竜王「もし わしの味方になれば 世界の半分を おまえにやろう」
普通、この問いに「はい」とは答えない。
答えないからこそドラクエビルダーズの「if」という世界が生まれた。
でも、この問いかけには物凄い心を揺さぶるものがある。
だからこそドラクエ1をプレイしたみんなに心に残り続け、ifの世界を描いたドラクエビルダーズという世界が生まれた。
この世界の勇者はifの勇者。
ではこのifの勇者はなぜ「はい」と答えたのか。
ドラクエビルダーズではラダトームの兵士が主人公ビルダーに対してこんなことを言っている。
「お前はいったい誰だ?ずいぶんと緊張感のない顔をしているが」
「安心したぞ!お前のようなものが竜王を倒すなどと、よまいごとを言い出さなくて」
なかなかの上から目線。
そしてif勇者が王様から用意された装備がショボイと言っていた話まで暴露している。
本当にif勇者がそういう表現をしたのかは分からないが、世界を救う大役を任されたのに僅かなお金しか貰えないとなると不平も言いたくなるだろう。
兵士が勇者を下に見るために蔑んだ表現をした可能性もある。
if勇者はたった一人で冒険に出る。
モンスターを倒し、ドラゴンを倒し、姫を助け、それでも死んでしまったときは王様からこんな言葉を言われる。
「おお ****(勇者の名前)! しんでしまうとは なにごとだ! しかたのない やつだな。 おまえに もう いちど きかいを あたえよう!」
機会ってなんだろう。
たった一人、モンスターと毎日戦い続けて、王からはなんの援助もない。
勇者の血筋というだけで、他のものよりも戦いの才能があるというだけで苦労する役目を押し付けられ、不平がどんどん募っていったのではないか。
なんども命の危険にさらされ、さらに死んでもまだ戦わされる。
竜王の元に辿り着いたif勇者の精神はすでに限界だったのではないか。
竜王「もし わしの味方になれば 世界の半分を おまえにやろう」
そんなときにこんな投げかけをされたらどうだろうか。
正常な判断力があるときであれば、これが罠だと気付くだろう。
だけど命を投げ出すような危険な戦いを続け、自分の背中を押すものは誰も一緒に戦ってくれない。

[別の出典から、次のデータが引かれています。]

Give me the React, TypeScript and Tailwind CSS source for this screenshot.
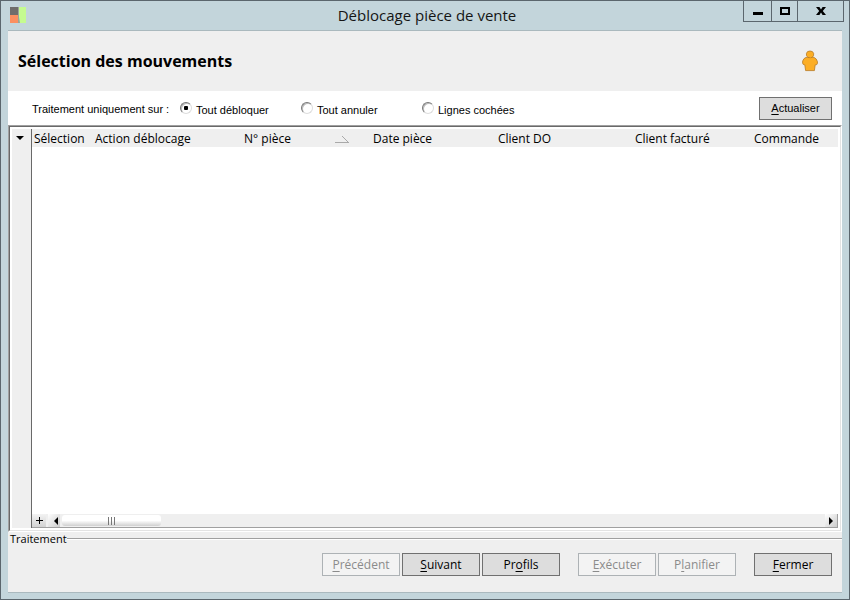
import { useState } from "react";
import type { ReactNode } from "react";

const segoe = "font-['Open_Sans','Noto_Sans',sans-serif]";
const system = "font-['Liberation_Sans',Arial,sans-serif]";

function AppLogo() {
  return (
    <svg width="16" height="16" viewBox="0 0 16 16" aria-hidden="true">
      <rect width="8" height="8" fill="#6f6d6b" />
      <rect y="8" width="8" height="8" fill="#fb8f60" />
      <rect x="9" width="7" height="16" fill="#c5fb90" />
      <path d="M8 0H9V10L10 16H8Z" fill="#9aa39a" />
    </svg>
  );
}

function PersonIcon() {
  return (
    <svg width="16" height="22" viewBox="0 0 16 22" role="img" aria-label="Utilisateur">
      <g fill="#fcae25" stroke="#b77a22" strokeWidth="0.8" strokeLinejoin="round">
        <path d="M4 7.4H12Q14.6 8.4 15.4 11.5Q15.8 13.6 14.8 14.6L13.2 14.8L12.4 20.6H3.6L2.8 14.8L1.2 14.4Q0.2 13.2 0.7 11Q1.6 8.2 4 7.4Z" />
        <path d="M5.6 1.6Q8 0.4 10.4 1.6Q12.2 3.2 11.6 5.4Q10.8 7.6 8.6 8Q5.4 8 4.5 5.6Q3.9 3 5.6 1.6Z" />
      </g>
      <path d="M5 7.8Q8 9 11 7.8V9H5Z" fill="#fcae25" />
    </svg>
  );
}

function CaptionButton({ label, width, children }: { label: string; width: string; children: ReactNode }) {
  return (
    <button
      aria-label={label}
      className={`${width} flex h-[21px] items-center justify-center border-r border-b border-[#5b666d]`}
    >
      <svg width="12" height="12" viewBox="0 0 12 12" aria-hidden="true">
        {children}
      </svg>
    </button>
  );
}

function Choice({ label, checked, onSelect }: { label: string; checked: boolean; onSelect: () => void }) {
  return (
    <label className="flex w-[121px] items-center">
      <input
        type="radio"
        name="mode"
        checked={checked}
        onChange={onSelect}
        className="mb-1 size-3 shrink-0 appearance-none rounded-full border border-t-[#777] border-r-[#ddd] border-b-[#ddd] border-l-[#777] bg-white shadow-[inset_1px_1px_0_#bbb] checked:bg-[radial-gradient(circle,#000_2px,transparent_2.5px)]"
      />
      <span className="ml-1 whitespace-nowrap">{label}</span>
    </label>
  );
}

function ActionButton({ before = "", hot, after, disabled }: { before?: string; hot: string; after: string; disabled?: boolean }) {
  return (
    <button
      disabled={disabled}
      className="h-[23px] w-[78px] border border-[#707070] bg-[#dddddd] text-[12px] leading-[20px] text-black disabled:border-[#adb2b5] disabled:bg-[#f3f3f3] disabled:text-[#8b8b8b]"
    >
      {before}
      <span className="underline underline-offset-2">{hot}</span>
      {after}
    </button>
  );
}

const columns = [
  { label: "Sélection", width: "w-[61px]" },
  { label: "Action déblocage", width: "w-[149px]" },
  { label: "N° pièce", width: "w-[129px]", sorted: true },
  { label: "Date pièce", width: "w-[125px]" },
  { label: "Client DO", width: "w-[137px]" },
  { label: "Client facturé", width: "w-[119px]" },
  { label: "Commande", width: "w-auto" },
];

const modes = ["Tout débloquer", "Tout annuler", "Lignes cochées"];

export default function App() {
  const [mode, setMode] = useState(modes[0]);

  return (
    <div className={`${segoe} flex h-screen flex-col border border-[#5b666d] bg-[#c3d5db] px-[7px] pb-[6px] text-black`}>
      <header className="flex h-[29px] shrink-0 items-start">
        <div className="flex flex-1 pt-[6px] pl-[2px]">
          <AppLogo />
        </div>
        <h1 className="pt-1 text-[15px] leading-5 text-[#151515]">Déblocage pièce de vente</h1>
        <div className="-mr-[2px] flex flex-1 justify-end">
          <div className="flex border-l border-[#5b666d]">
            <CaptionButton label="Réduire" width="w-7">
              <path d="M1 7H11V10H1Z" />
            </CaptionButton>
            <CaptionButton label="Agrandir" width="w-[26px]">
              <path d="M2 3H10V9H2Z" fill="none" stroke="#000" strokeWidth="2" />
            </CaptionButton>
            <CaptionButton label="Fermer la fenêtre" width="w-[46px]">
              <path d="M1 2H4.4L6 4.4L7.6 2H11L7.8 6L11 10H7.6L6 7.6L4.4 10H1L4.2 6Z" />
            </CaptionButton>
          </div>
        </div>
      </header>

      <main className="flex min-h-0 flex-1 flex-col border-t border-b border-[#aab9be] bg-[#efefef]">
        <div className="flex h-[60px] shrink-0 items-center justify-between pr-6 pl-[10px]">
          <h2 className="text-[16px] leading-[22px] font-bold">Sélection des mouvements</h2>
          <PersonIcon />
        </div>

        <div
          role="group"
          aria-labelledby="mode-label"
          className={`${system} flex h-[34px] shrink-0 items-center bg-white pr-[10px] pl-6 text-[11px] leading-4`}
        >
          <span id="mode-label" className="w-[148px] pt-[2px] whitespace-nowrap">
            Traitement uniquement sur :
          </span>
          <div className="flex flex-1 pt-1">
            {modes.map((m) => (
              <Choice key={m} label={m} checked={mode === m} onSelect={() => setMode(m)} />
            ))}
          </div>
          <button className="h-[23px] w-[73px] border border-[#707070] bg-[#dddddd]">
            <span className="underline underline-offset-2">A</span>ctualiser
          </button>
        </div>

        <section className="flex min-h-0 flex-1 border border-t-[#a0a0a0] border-r-white border-b-white border-l-[#a0a0a0]">
          <div className="flex min-w-0 flex-1 border border-t-[#696969] border-r-[#e3e3e3] border-b-[#e3e3e3] border-l-[#696969] bg-white p-[2px]">
            <div className="flex w-5 shrink-0 border-r border-[#696969] bg-[#efefef] pt-[7px] pl-1">
              <button aria-label="Menu de la liste" className="h-1 w-2">
                <svg width="8" height="4" viewBox="0 0 8 4" aria-hidden="true" className="block">
                  <path d="M0 0H8L4 4Z" />
                </svg>
              </button>
            </div>
            <div className="flex min-w-0 flex-1 flex-col">
              <div className="flex-1">
                <table className="w-full table-fixed border-collapse bg-[#efefef] text-left text-[12px] leading-4">
                  <thead>
                    <tr>
                      {columns.map((c) => (
                        <th key={c.label} className={`${c.width} p-0 pt-[2px] pl-[2px] font-normal whitespace-nowrap`}>
                          {c.sorted ? (
                            <div className="flex items-center justify-between pr-[22px]">
                              {c.label}
                              <svg width="14" height="8" viewBox="0 0 14 8" aria-hidden="true">
                                <path d="M0 7.5H14" stroke="#a9a9a9" />
                                <path d="M7 1L13 7" fill="none" stroke="#a9a9a9" />
                              </svg>
                            </div>
                          ) : (
                            c.label
                          )}
                        </th>
                      ))}
                    </tr>
                  </thead>
                  <tbody />
                </table>
              </div>
              <div className="flex h-[14px] border-r border-b border-[#a0a0a0] bg-[#efefef]">
                <button aria-label="Ajouter une colonne" className="flex w-[14px] items-center justify-center bg-linear-to-b from-[#f3f3f3] to-[#d2d2d2]">
                  <svg width="7" height="7" viewBox="0 0 7 7" aria-hidden="true">
                    <path d="M3 0H4V3H7V4H4V7H3V4H0V3H3Z" />
                  </svg>
                </button>
                <button aria-label="Défiler à gauche" className="ml-[2px] flex w-3 items-center justify-end bg-linear-to-br from-[#fff] to-[#ccc] pr-[2px]">
                  <svg width="4" height="8" viewBox="0 0 4 8" aria-hidden="true">
                    <path d="M4 0V8L0 4Z" />
                  </svg>
                </button>
                <div className="flex-1 pt-[1px] pl-[2px]">
                  <div className="flex h-[11px] w-[99px] items-center justify-center gap-[2px] rounded-[3px] bg-linear-to-b from-white from-50% to-[#d0d0d0]">
                    <i className="h-2 w-px bg-[#777]" />
                    <i className="h-2 w-px bg-[#777]" />
                    <i className="h-2 w-px bg-[#777]" />
                  </div>
                </div>
                <button aria-label="Défiler à droite" className="flex w-3 items-center bg-linear-to-br from-[#fff] to-[#ccc] pl-1">
                  <svg width="4" height="8" viewBox="0 0 4 8" aria-hidden="true">
                    <path d="M0 0V8L4 4Z" />
                  </svg>
                </button>
              </div>
            </div>
          </div>
        </section>

        <footer className="flex h-[60px] shrink-0 flex-col">
          <div className="flex items-center pl-[2px]">
            <h3 className="text-[11px] leading-[14px]">Traitement</h3>
            <div className="h-[2px] flex-1 border-t border-b border-t-[#a0a0a0] border-b-white" />
          </div>
          <div className="flex justify-end gap-[18px] pt-[7px] pr-[10px]">
            <div className="flex gap-[2px]">
              <ActionButton hot="P" after="récédent" disabled />
              <ActionButton hot="S" after="uivant" />
              <ActionButton before="Pr" hot="o" after="fils" />
            </div>
            <div className="flex gap-[2px]">
              <ActionButton hot="E" after="xécuter" disabled />
              <ActionButton before="P" hot="l" after="anifier" disabled />
            </div>
            <ActionButton hot="F" after="ermer" />
          </div>
        </footer>
      </main>
    </div>
  );
}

そんな中で自分の力を認めて、世界の半分を褒美としてくれるというものが現れたら。
ドラゴンクエスト1の有名なセリフにこんなものもある。
「ゆうべは おたのしみでしたね」
ドラクエ1の勇者が飢えていたものは愛情や人とのつながりだったのではないか。
となると、ローラ姫こそがこの「はい」の選択を防ぐことができた唯一の人なのかもしれない。